The average rating for Human Drift based on 2 reviews is 4.5 stars.
|Review # 1 was written on 2015-01-07 00:00:00|
Everyone knows Jack London for his books The Call of the Wild and White Fang. A few years ago I discovered his sci-fi/fantasy piece The Star-Rover and last year I read quite a few of his exciting stories set in the South Seas. So when I saw this title at Project Gutenberg, I was interested to see if I would discover yet another facet of Jack London's writing. This is a collection of essays, short sketches, London's introduction to Richard Henry Dana's wonderful book Two Years Before the Mast, and even some plays. Most of the work was light-hearted, except for the title essay The Human Drift, where London discusses the way man has spread over the continents in waves throughout history and ponders the results and eventual end of this drift. He speaks of Small-Boat Sailing so well that you feel you are there with him, and these are bits from his own adventures, not fiction. It is easy to see where the realism in his fiction comes from. The salt spray practically blows over you with every paragraph even in these short pieces. The plays were silly fun: I could imagine him taking a break from the rigors of whatever Arctic story he may have been working on to write these bits that would be right at home as comedy sketches in an old-time tv variety hour. Somehow I never pictured rough tough London with such a wonderful sense of the absurd. But my absolute favorite piece in this volume is called Four Horses And A Sailor. London and his wife wish to travel through California but they don't believe in the newfangled 'gasolene' engines so he decides to train four of his saddle horses to harness.

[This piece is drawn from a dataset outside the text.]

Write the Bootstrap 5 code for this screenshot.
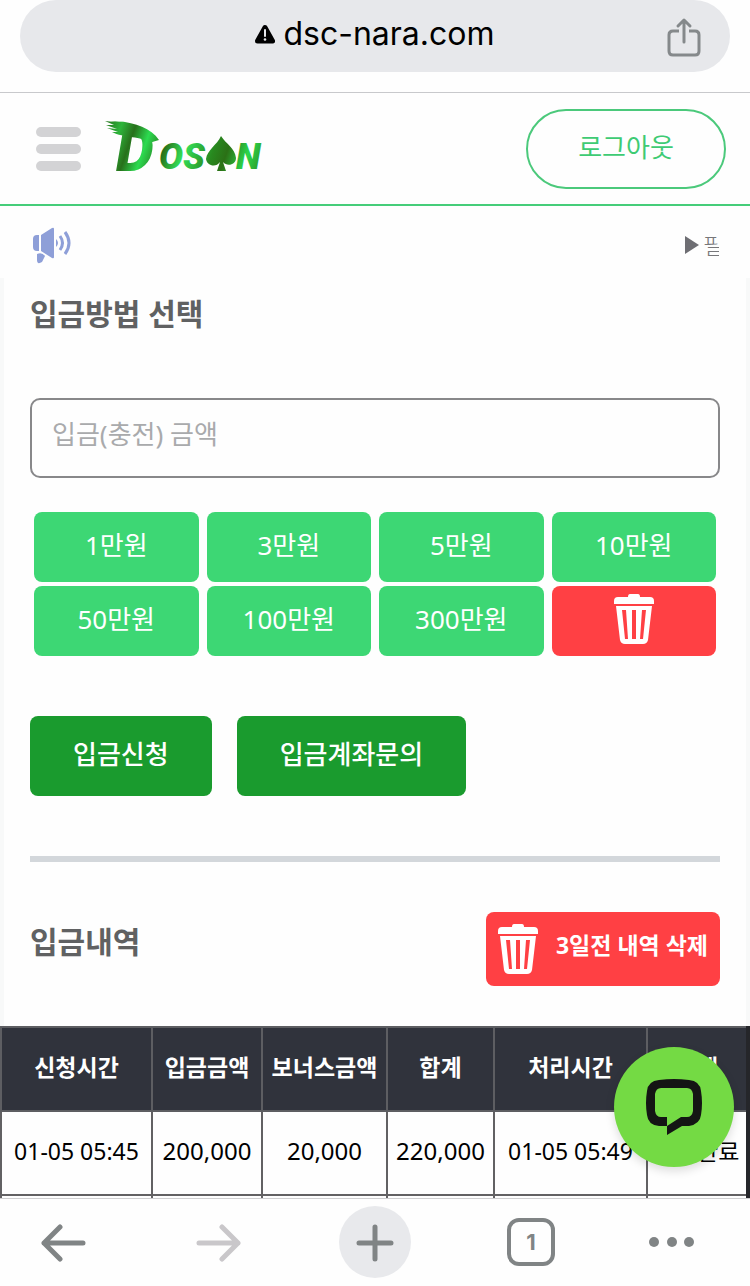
<!DOCTYPE html>
<html lang="ko">
<head>
<meta charset="utf-8">
<meta name="viewport" content="width=device-width, initial-scale=1">
<title>DOSAN</title>
<link href="https://cdn.jsdelivr.net/npm/bootstrap@5.3.0/dist/css/bootstrap.min.css" rel="stylesheet">
<style>
  body { font-family: "Noto Sans", "Noto Sans CJK KR", sans-serif; font-size: 26px; line-height: 36px; color: #000; background: #fefefe; }
  .url-bar { height: 72px; background: #e7e8eb; border-radius: 36px; }
  .url-text { font-family: Inter, sans-serif; font-size: 32px; line-height: 40px; color: #000; }
  .browser-top { padding-bottom: 20px; border-bottom: 1px solid #c8c9cc; }
  .share-btn { right: 24px; top: 16px; }
  .site-header { height: 113px; padding: 0 24px 0 36px; border-bottom: 2px solid #45cd79; }
  .menu-btn { width: 45px; gap: 7px; }
  .menu-btn span { height: 10px; border-radius: 5px; background: #d3d3d5; }
  .logout-btn { width: 200px; height: 80px; padding: 0 0 4px; border: 2px solid #4bc97b; border-radius: 40px; color: #3ecb74; background: transparent; font-size: 26px; }
  .notice { height: 72px; padding: 6px 31px 0 32px; }
  .notice-text { width: 34px; font-size: 23px; font-weight: 300; color: #77777a; }
  .page-body { border: solid #f8f9f9; border-width: 0 4px; }
  .inner { padding: 0 26px; }
  h1, h2 { font-size: 30px; line-height: 40px; font-weight: 700; color: #606162; }
  .page-title { padding: 16px 0 64px; }
  .amount-input { height: 80px; padding: 0 20px 8px; border: 2px solid #88888a; border-radius: 10px; font-size: 26px; background: #fefefe; }
  .amount-input::placeholder { color: #a9aaac; opacity: 1; }
  .quick-grid { display: grid; grid-template-columns: repeat(4, 1fr); gap: 4px 8px; padding: 34px 4px 60px; }
  .quick-btn { height: 70px; padding: 0 0 4px; border: 0; border-radius: 8px; background: #3dd774; color: #fff; font-size: 26px; }
  .danger-btn, .danger-btn:hover { background: #ff4044; color: #fff; }
  .submit-btn { height: 80px; padding: 0 43px 4px; border: 0; border-radius: 8px; background: #1a9b2e; color: #fff; font-size: 26px; font-weight: 500; }
  .submit-row { gap: 25px; }
  .divider { height: 6px; margin: 60px 0 50px; border: 0; background: #d3d7db; opacity: 1; }
  .history-head { padding-bottom: 40px; }
  .history-head h2 { padding-bottom: 14px; }
  .clear-btn { height: 74px; padding: 0 12px; border: 0; border-radius: 8px; gap: 18px; font-size: 23px; font-weight: 700; }
  .clear-btn span { padding-bottom: 8px; }
  .history { table-layout: fixed; width: 100%; border-collapse: collapse; text-align: center; white-space: nowrap; border-right: 4px solid #25262a; }
  .history th, .history td { height: 84px; padding: 0 0 4px; border: 2px solid #626163; vertical-align: middle; }
  .history th { background: #30333c; color: #fff; font-size: 23px; font-weight: 700; border-color: #5d5e62; }
  .history td { font-size: 23px; }
  .history .amount-cell { font-size: 24px; }
  .w-asked { width: 151px; } .w-done { width: 153px; } .w-amount { width: 110px; } .w-bonus { width: 125px; } .w-sum { width: 107px; }
  .chat-btn { right: 16px; bottom: 100%; margin-bottom: 32px; width: 120px; height: 120px; border: 0; background: #74da44; box-shadow: 0 4px 10px #0002; }
  .browser-nav { height: 88px; padding: 0 27px 1px; border-top: 1px solid #cfcfd1; background: #fefefe; }
  .nav-ico { width: 72px; height: 72px; background: none; border: 0; padding: 0; }
  .new-tab { border-radius: 50%; background: #e8e9ec; }
  .tab-count { width: 48px; height: 48px; margin: 0 12px; border: 4px solid #808485; border-radius: 12px; font-family: Inter, sans-serif; font-size: 22px; line-height: 40px; font-weight: 700; color: #808485; }
</style>
</head>
<body class="vh-100 d-flex flex-column overflow-hidden">
<svg class="d-none">
  <symbol id="trash" viewBox="0 0 40 50">
    <path fill="currentColor" d="M16 0h8q2 0 2 3h10q4 0 4 4v3H0V7q0-4 4-4h10q0-3 2-3z"/>
    <path fill="currentColor" fill-rule="evenodd" d="M2 12h36l-4 34q-1 4-5 4H11q-4 0-5-4zM8 16l3 29h3l-2-29zM18 16v29h4V16zM28 16l-2 29h3l3-29z"/>
  </symbol>
</svg>

<div class="browser-top px-3 flex-shrink-0">
  <div class="url-bar position-relative d-flex justify-content-center align-items-center mx-1">
    <div class="d-flex align-items-center gap-2 pb-1">
      <svg width="20" height="20" viewBox="0 0 20 20"><path d="M10 3.5 17.5 17h-15z" stroke="#000" stroke-width="5" stroke-linejoin="round"/><path d="M10 6v6" stroke="#e7e8eb" stroke-width="2" stroke-linecap="round"/><circle cx="10" cy="15.5" r="1.3" fill="#e7e8eb"/></svg>
      <span class="url-text">dsc-nara.com</span>
    </div>
    <button class="share-btn btn p-0 border-0 position-absolute d-flex" aria-label="공유">
      <svg width="44" height="44" viewBox="0 0 44 44" fill="none" stroke="#85898b" stroke-width="3" stroke-linecap="round" stroke-linejoin="round"><path stroke-linecap="butt" d="M17 15h-6q-4 0-4 4v16q0 4 4 4h22q4 0 4-4V19q0-4-4-4h-6"/><path d="M22 26V4m-6 6 6-6 6 6"/></svg>
    </button>
  </div>
</div>

<header class="site-header d-flex align-items-center flex-shrink-0">
  <button class="menu-btn btn p-0 border-0 d-flex flex-column" aria-label="메뉴"><span></span><span></span><span></span></button>
  <a href="#" class="ms-4 d-flex" aria-label="DOSAN">
    <svg width="164" height="56" viewBox="0 0 164 56" overflow="visible">
      <defs>
        <linearGradient id="leaf" x1="0" y1="0" x2="160" y2="56" gradientUnits="userSpaceOnUse">
          <stop offset="0" stop-color="#25731c"/><stop offset=".1" stop-color="#2eb53b"/><stop offset=".18" stop-color="#27701b"/><stop offset=".27" stop-color="#2cdb50"/><stop offset=".38" stop-color="#276f19"/><stop offset=".5" stop-color="#34e15a"/><stop offset=".66" stop-color="#28891f"/><stop offset=".74" stop-color="#2b7016"/><stop offset=".86" stop-color="#2bd84c"/><stop offset="1" stop-color="#2d7817"/>
        </linearGradient>
      </defs>
      <g fill="url(#leaf)">
        <path d="M0 0 10 1 6 0 18 1 14 0C30 2 46 7 54 19L44 22C38 15 18 17 7 11L13 11 2 7 12 8 1 4 9 4z"/>
        <path d="M116 15C121 23 130 27 131 37 131 44 122 46 118 41L121 50H112L115 41C111 47 102 45 101 38 102 29 112 24 116 15z"/>
        <g font-family="Roboto, sans-serif" font-weight="900" font-style="italic" font-size="36"><text x="11" y="50" font-size="60">D</text><text x="54" y="48">O</text><text x="78" y="48">S</text><text x="131" y="48">N</text></g>
      </g>
    </svg>
  </a>
  <button class="logout-btn ms-auto">로그아웃</button>
</header>

<main class="flex-grow-1 overflow-hidden">
  <div class="notice d-flex align-items-center justify-content-between">
    <svg width="40" height="38" viewBox="0 0 40 38" fill="#8e9fd8"><path d="M7 9v16H5q-4 0-4-4v-8q0-4 4-4zM9 9 20 2q2-1 2 1v28q0 2-2 1L9 25zM5 28q5-2 8 2l-3 6q-5 3-5-2zM24 13q4 4 0 8z"/><path d="M28 10q5 7 0 14M33 6q8 11 0 22" fill="none" stroke="#8e9fd8" stroke-width="3"/></svg>
    <div class="notice-text d-flex align-items-center overflow-hidden">
      <svg class="flex-shrink-0 me-1" width="14" height="18" viewBox="0 0 14 18"><path d="m0 0 14 9-14 9z" fill="#6e6e73"/></svg>필
    </div>
  </div>

  <div class="page-body">
    <div class="inner">
      <h1 class="page-title m-0"><label for="amount">입금방법 선택</label></h1>
      <input id="amount" class="amount-input w-100 d-block" type="text" inputmode="numeric" placeholder="입금(충전) 금액">
      <div class="quick-grid">
        <button class="quick-btn">1만원</button>
        <button class="quick-btn">3만원</button>
        <button class="quick-btn">5만원</button>
        <button class="quick-btn">10만원</button>
        <button class="quick-btn">50만원</button>
        <button class="quick-btn">100만원</button>
        <button class="quick-btn">300만원</button>
        <button class="quick-btn danger-btn d-flex justify-content-center align-items-center" aria-label="지우기"><svg width="40" height="50"><use href="#trash"/></svg></button>
      </div>
      <div class="submit-row d-flex">
        <button class="submit-btn">입금신청</button>
        <button class="submit-btn">입금계좌문의</button>
      </div>
      <hr class="divider">
      <div class="history-head d-flex justify-content-between align-items-center">
        <h2 class="m-0">입금내역</h2>
        <button class="clear-btn danger-btn d-flex align-items-center"><svg width="40" height="50"><use href="#trash"/></svg><span>3일전 내역 삭제</span></button>
      </div>
    </div>
  </div>

  <table class="history">
    <colgroup><col class="w-asked"><col class="w-amount"><col class="w-bonus"><col class="w-sum"><col class="w-done"><col></colgroup>
    <thead><tr><th>신청시간</th><th>입금금액</th><th>보너스금액</th><th>합계</th><th>처리시간</th><th>상태</th></tr></thead>
    <tbody>
      <tr><td>01-05 05:45</td><td class="amount-cell">200,000</td><td class="amount-cell">20,000</td><td class="amount-cell">220,000</td><td>01-05 05:49</td><td>입금완료</td></tr>
      <tr><td></td><td></td><td></td><td></td><td></td><td></td></tr>
    </tbody>
  </table>
</main>

<nav class="browser-nav position-relative d-flex flex-shrink-0 align-items-center justify-content-between">
  <button class="nav-ico" aria-label="뒤로"><svg width="46" height="38" viewBox="0 0 46 38" fill="none" stroke="#808485" stroke-width="5" stroke-linecap="round" stroke-linejoin="round"><path d="M43 19H4M20 3 4 19l16 16"/></svg></button>
  <button class="nav-ico" aria-label="앞으로"><svg width="46" height="38" viewBox="0 0 46 38" fill="none" stroke="#c9c7ca" stroke-width="5" stroke-linecap="round" stroke-linejoin="round"><path d="M3 19h39M26 3l16 16-16 16"/></svg></button>
  <button class="nav-ico new-tab" aria-label="새 탭"><svg width="38" height="38" viewBox="0 0 38 38" stroke="#808485" stroke-width="5" stroke-linecap="round"><path d="M19 3v32M3 19h32"/></svg></button>
  <button class="nav-ico tab-count">1</button>
  <button class="nav-ico d-flex align-items-center" aria-label="더보기"><svg width="46" height="12" viewBox="2 0 46 12" overflow="visible" fill="#808485"><circle cx="5" cy="6" r="5"/><circle cx="23" cy="6" r="5"/><circle cx="40" cy="6" r="5"/></svg></button>
  <button class="chat-btn rounded-circle position-absolute d-flex align-items-center justify-content-center" aria-label="채팅 상담">
    <svg width="56" height="56" viewBox="0 0 56 56"><path fill="#141514" fill-rule="evenodd" d="M13 1Q28-1 43 1 54 2 55 12 57 24 55 36 54 45 43 47H36L21 56V47H13Q2 46 1 36-1 24 1 12 2 2 13 1zM15 9Q10 9 9 15V32Q10 38 15 38H21V47L35 38H41Q46 38 47 32V15Q46 9 41 9z"/></svg>
  </button>
</nav>
<script src="https://cdn.jsdelivr.net/npm/bootstrap@5.3.0/dist/js/bootstrap.bundle.min.js"></script>
</body>
</html>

This is in the early 1900's, remember.The laughs come thick and fast here, especially if you have known and worked with horses. I felt as if I were back in the barn, sitting around swapping "Do You Remember The Time..." stories with my friends. I'm keeping the Gutenberg link to this book handy because I will definitely want to read Four Horses And A Sailor many more times. Thanks, Jack!! The Human Drift by Jack London:
|Review # 2 was written on 2016-04-24 00:00:00|
1911 eh? The narrator says he was born before the age of gasoline, even the spelling of the word itself is obsolete. He is "old fashioned". Once a sailor, always a sailor. I always believe, sailor is a special profession. It dates as old as the people start to hunt, to make tools, to explore and to conquer. Is it why Jack London started the book with a beginning "resembling" a 21 st century NGO report? Passing by an exhibition in universität Köln about Moby Dick, seeing the portray of man against sea, I raise the question: why people constantly feel threatened by the sea, instead, the land makes people feel safe. Gravity? On the surface of the sea, people feel their lives is up and down every single second, in the hand of raging Mother Nature. But land, most of the time, it's nurturing. Jack London calls sailor human drift, painted a picture of a future mixed human race. However, before the narrator starts, it's a bit awkward.